16 Jul

I make no apologies for the fact and I'm not embarrassed to say that most of my possessions, and that includes clothes, furniture, kitchen equipment and general household 'stuff' is second, third or fourth hand. Making use of something that has been owned before has never bothered me in the slightest and it's something I've been doing for as long as I can remember, long before recycling and/or upcycling became somewhat trendy and touted as a green, sustainable way of life.

If I look around me now, sitting at my desk in the kitchen, without having to think too much about it, this is a list of the things in my immediate surroundings that have at some stage of their life been pre-loved.




Pictures on the walls

Pen holder (a mug)

The chair I am sitting on

Glass cabinet and all the crockery in it

Coffee maker

Bread machine


Kitchen table and chairs.

And the list could go on and on.

Oh and I forgot, my dress.

I have been an avid 'boot-saler' for many years, and have seen many changes along the way since I started rummaging around in other peoples' drawers over 30 years ago. What started out as people selling their unwanted clothes, toys and household bits and pieces for a little pot of extra cash, has become the main source of income for many people, or at least a very lucrative sideline. The dealers arrive very early in the morning and pounce, in a rather peremptory manner, on the incoming cars, laden with everything from gardening paraphernalia, CD's, books, workman's tools, unwanted gifts, and a vast assortment of bric-a-brac. Really, everything, including the kitchen sink. 

It never fails to delight, the unusual things we find. Michael bought three very decent bottles of red wine last week (a first) from a lady who said they had been given to her and she hated red wine. I came home very happy with the little canary bird cage you may have seen on Instagram, two stone birdbaths (my best buy at £8 for both), a Boden dress for £3.00, a very pretty biscuit tin for £1 and a yet another cookery book. 

Unfortunately I've never been lucky enough to come across something that is worth a fortune but that's not the reason I get up early every Sunday morning and pop along to my nearest boot sale to see what I can find. Not every week is a success, although it is quite a rarity to come home with a completely empty basket (usually I come home with a cook book if nothing else) and even if I do, it doesn't deter me from returning the week after.

I have been trying to figure out why it has become such an intrinsic part of my life, and it is definitely a way of life for me. I'm not really sure what the answer is. I don't buy things to sell on or just because they have a monetary value, I only buy things that I really like and interest me in some way, so it's not because I do it for any financial gain. I often buy things that I'm sure nobody else would want and that some people would find strange. I bought a really tatty old fox soft toy once as the lady selling it said it was her grandmothers and she didn't want to keep it. Another soft toy was not something I needed or wanted but I couldn't bear the thought of someone's obviously well-loved childhood friend getting thrown on the tip. I bought it home and made it new clothes and I'm very happy for Algernon (he had to be given a name) to live out the rest of his days with me.

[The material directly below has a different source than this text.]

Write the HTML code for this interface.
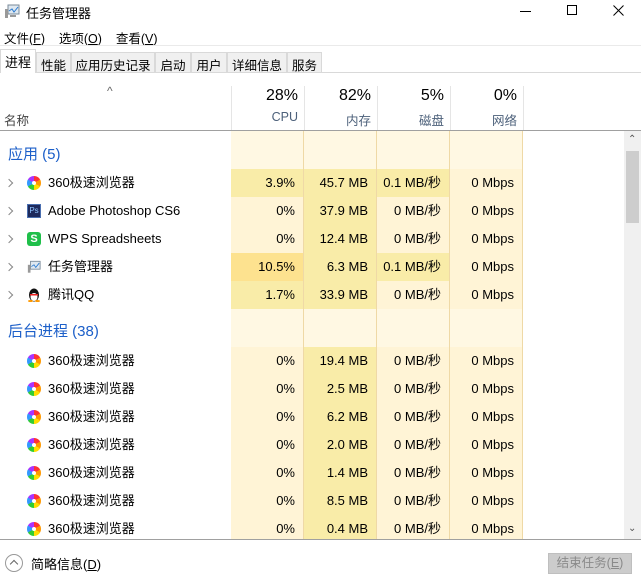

I certainly get a thrill out of buying something that was originally expensive and I wouldn't consider buying at full price eg, the £10 Dualit toaster (approx. £150 new). But that's not the reason either. I think it's as simple as I enjoy it. I love old things, I like the quirky and the unusual. I like worn old plates that have a history and a tale to tell. Some people get pleasure from a shiny new handbag, I happen to like a beaten up old wooden case. There are probably not many people that would have bought the dirty old frying pans Michael re-seasoned and bought back to life that we love and use regularly. Many would turn their noses up at wearing someone else's clothes, I get pleasure from wearing a nice dress that I don't have to be precious with, at £3 I won't get upset if it catches on that annoying little nail on the garden gate or I splash spaghetti Bolognese down the front. I would rather have a dented, scratched kitchen table that I can put my dishes on straight from the oven rather than a pristine new one that I have to worry about covering to protect the surface.

Whilst I'm very happy with my mismatched china, the garden bench with the wonky slat and the cushions that don't quite match,  I learnt the hard way that not everyone has such an enthusiasm for a used bargain. Quite a few years ago we were staying with friends who during a conversation the night before had mentioned quite a few times they would like a pressure cooker. We went to a boot sale the next day and Michael bought a nearly new pressure cooker, still in its box with the instructions and offered to said friends. The look on their faces said it all, they were mortified that we thought they would use something second hand. I remember wanting the floor to open and swallow me up I felt so embarrassed. We've still got that pressure cooker! I'm not quite sure about the friends.

Have a good week everyone, I've got another cupboard to paint this week, hopefully I will get it finished in time for next Tuesday's blog post.